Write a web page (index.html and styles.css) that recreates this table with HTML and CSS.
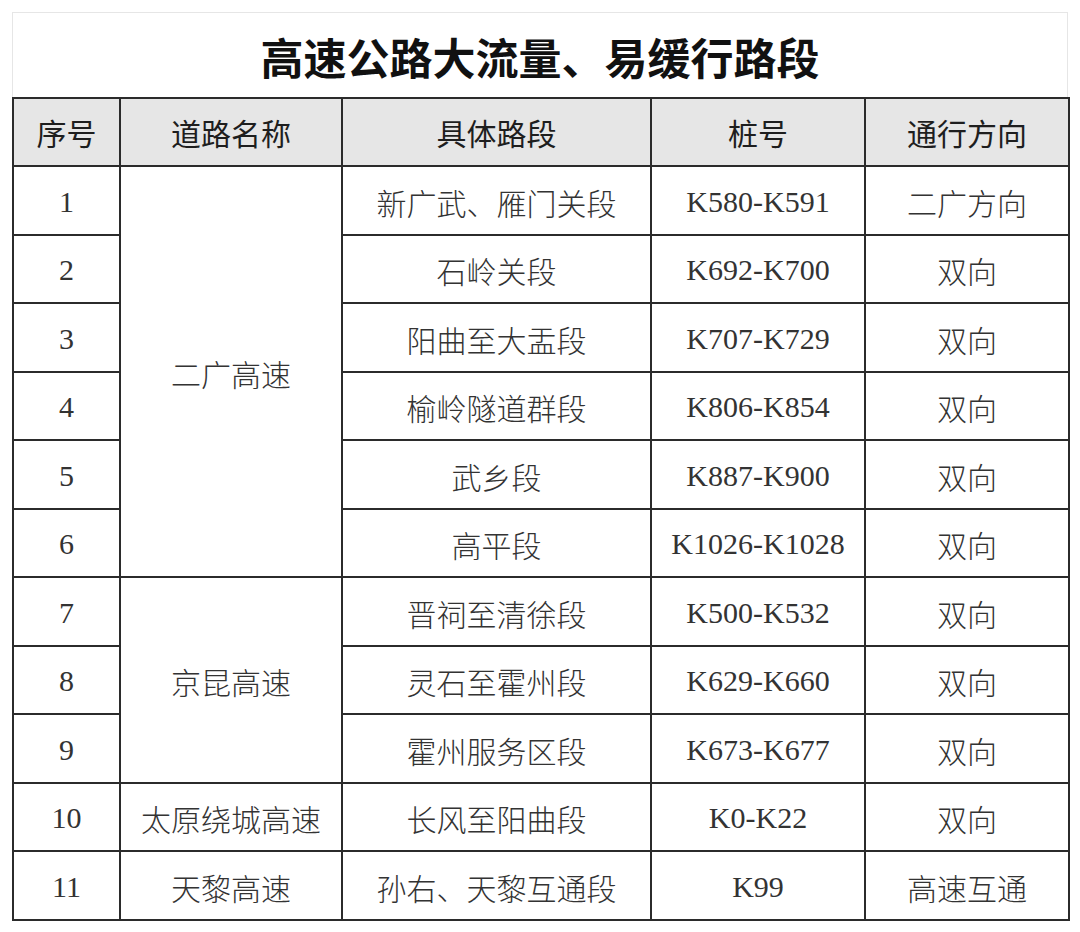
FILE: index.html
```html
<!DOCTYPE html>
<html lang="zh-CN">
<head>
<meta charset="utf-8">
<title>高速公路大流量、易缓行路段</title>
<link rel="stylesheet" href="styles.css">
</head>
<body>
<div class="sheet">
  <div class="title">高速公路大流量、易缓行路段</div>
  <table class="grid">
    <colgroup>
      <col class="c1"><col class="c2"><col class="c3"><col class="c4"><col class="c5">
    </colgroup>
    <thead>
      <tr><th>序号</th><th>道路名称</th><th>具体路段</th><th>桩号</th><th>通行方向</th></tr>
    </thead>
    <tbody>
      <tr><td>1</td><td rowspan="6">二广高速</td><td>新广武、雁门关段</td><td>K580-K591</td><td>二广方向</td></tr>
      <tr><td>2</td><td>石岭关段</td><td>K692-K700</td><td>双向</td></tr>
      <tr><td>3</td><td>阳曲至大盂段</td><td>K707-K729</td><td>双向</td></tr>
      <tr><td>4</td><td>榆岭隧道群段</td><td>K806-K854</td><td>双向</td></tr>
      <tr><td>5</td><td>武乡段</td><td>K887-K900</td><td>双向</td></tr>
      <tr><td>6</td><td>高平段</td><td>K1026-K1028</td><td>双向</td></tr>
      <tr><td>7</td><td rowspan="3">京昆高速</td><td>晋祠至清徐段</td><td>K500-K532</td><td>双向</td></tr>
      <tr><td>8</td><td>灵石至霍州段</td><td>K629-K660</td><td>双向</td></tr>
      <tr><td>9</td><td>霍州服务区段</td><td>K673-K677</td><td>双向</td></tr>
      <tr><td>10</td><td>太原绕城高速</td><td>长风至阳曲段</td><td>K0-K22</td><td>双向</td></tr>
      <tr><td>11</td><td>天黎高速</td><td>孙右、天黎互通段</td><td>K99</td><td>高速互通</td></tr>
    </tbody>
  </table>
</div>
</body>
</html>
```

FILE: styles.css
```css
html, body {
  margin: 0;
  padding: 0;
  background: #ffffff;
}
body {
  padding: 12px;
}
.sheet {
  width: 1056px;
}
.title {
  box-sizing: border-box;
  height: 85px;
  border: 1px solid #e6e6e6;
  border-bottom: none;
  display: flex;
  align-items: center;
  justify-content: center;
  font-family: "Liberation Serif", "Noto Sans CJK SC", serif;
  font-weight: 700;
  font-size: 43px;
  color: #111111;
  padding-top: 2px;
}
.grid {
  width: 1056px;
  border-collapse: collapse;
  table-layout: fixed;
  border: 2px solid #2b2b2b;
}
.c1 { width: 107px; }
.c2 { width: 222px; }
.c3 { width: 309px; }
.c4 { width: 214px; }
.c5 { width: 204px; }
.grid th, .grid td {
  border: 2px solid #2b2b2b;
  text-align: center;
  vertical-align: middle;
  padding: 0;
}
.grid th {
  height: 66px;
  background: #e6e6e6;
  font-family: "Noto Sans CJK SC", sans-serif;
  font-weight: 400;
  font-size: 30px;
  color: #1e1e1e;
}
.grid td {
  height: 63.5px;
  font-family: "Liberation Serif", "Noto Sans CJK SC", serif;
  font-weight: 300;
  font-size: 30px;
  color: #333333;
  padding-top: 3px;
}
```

·····

■ What needs to be done ■
Retype the whole listing, keeping every line identical and omitting all pictures.

■ Result below ■
Write a web page (index.html and styles.css) that recreates this table with HTML and CSS.
FILE: index.html
```html
<!DOCTYPE html>
<html lang="zh-CN">
<head>
<meta charset="utf-8">
<title>高速公路大流量、易缓行路段</title>
<link rel="stylesheet" href="styles.css">
</head>
<body>
<div class="sheet">
  <div class="title">高速公路大流量、易缓行路段</div>
  <table class="grid">
    <colgroup>
      <col class="c1"><col class="c2"><col class="c3"><col class="c4"><col class="c5">
    </colgroup>
    <thead>
      <tr><th>序号</th><th>道路名称</th><th>具体路段</th><th>桩号</th><th>通行方向</th></tr>
    </thead>
    <tbody>
      <tr><td>1</td><td rowspan="6">二广高速</td><td>新广武、雁门关段</td><td>K580-K591</td><td>二广方向</td></tr>
      <tr><td>2</td><td>石岭关段</td><td>K692-K700</td><td>双向</td></tr>
      <tr><td>3</td><td>阳曲至大盂段</td><td>K707-K729</td><td>双向</td></tr>
      <tr><td>4</td><td>榆岭隧道群段</td><td>K806-K854</td><td>双向</td></tr>
      <tr><td>5</td><td>武乡段</td><td>K887-K900</td><td>双向</td></tr>
      <tr><td>6</td><td>高平段</td><td>K1026-K1028</td><td>双向</td></tr>
      <tr><td>7</td><td rowspan="3">京昆高速</td><td>晋祠至清徐段</td><td>K500-K532</td><td>双向</td></tr>
      <tr><td>8</td><td>灵石至霍州段</td><td>K629-K660</td><td>双向</td></tr>
      <tr><td>9</td><td>霍州服务区段</td><td>K673-K677</td><td>双向</td></tr>
      <tr><td>10</td><td>太原绕城高速</td><td>长风至阳曲段</td><td>K0-K22</td><td>双向</td></tr>
      <tr><td>11</td><td>天黎高速</td><td>孙右、天黎互通段</td><td>K99</td><td>高速互通</td></tr>
    </tbody>
  </table>
</div>
</body>
</html>
```

FILE: styles.css
```css
html, body {
  margin: 0;
  padding: 0;
  background: #ffffff;
}
body {
  padding: 12px;
}
.sheet {
  width: 1056px;
}
.title {
  box-sizing: border-box;
  height: 85px;
  border: 1px solid #e6e6e6;
  border-bottom: none;
  display: flex;
  align-items: center;
  justify-content: center;
  font-family: "Liberation Serif", "Noto Sans CJK SC", serif;
  font-weight: 700;
  font-size: 43px;
  color: #111111;
  padding-top: 2px;
}
.grid {
  width: 1056px;
  border-collapse: collapse;
  table-layout: fixed;
  border: 2px solid #2b2b2b;
}
.c1 { width: 107px; }
.c2 { width: 222px; }
.c3 { width: 309px; }
.c4 { width: 214px; }
.c5 { width: 204px; }
.grid th, .grid td {
  border: 2px solid #2b2b2b;
  text-align: center;
  vertical-align: middle;
  padding: 0;
}
.grid th {
  height: 66px;
  background: #e6e6e6;
  font-family: "Noto Sans CJK SC", sans-serif;
  font-weight: 400;
  font-size: 30px;
  color: #1e1e1e;
}
.grid td {
  height: 63.5px;
  font-family: "Liberation Serif", "Noto Sans CJK SC", serif;
  font-weight: 300;
  font-size: 30px;
  color: #333333;
  padding-top: 3px;
}
```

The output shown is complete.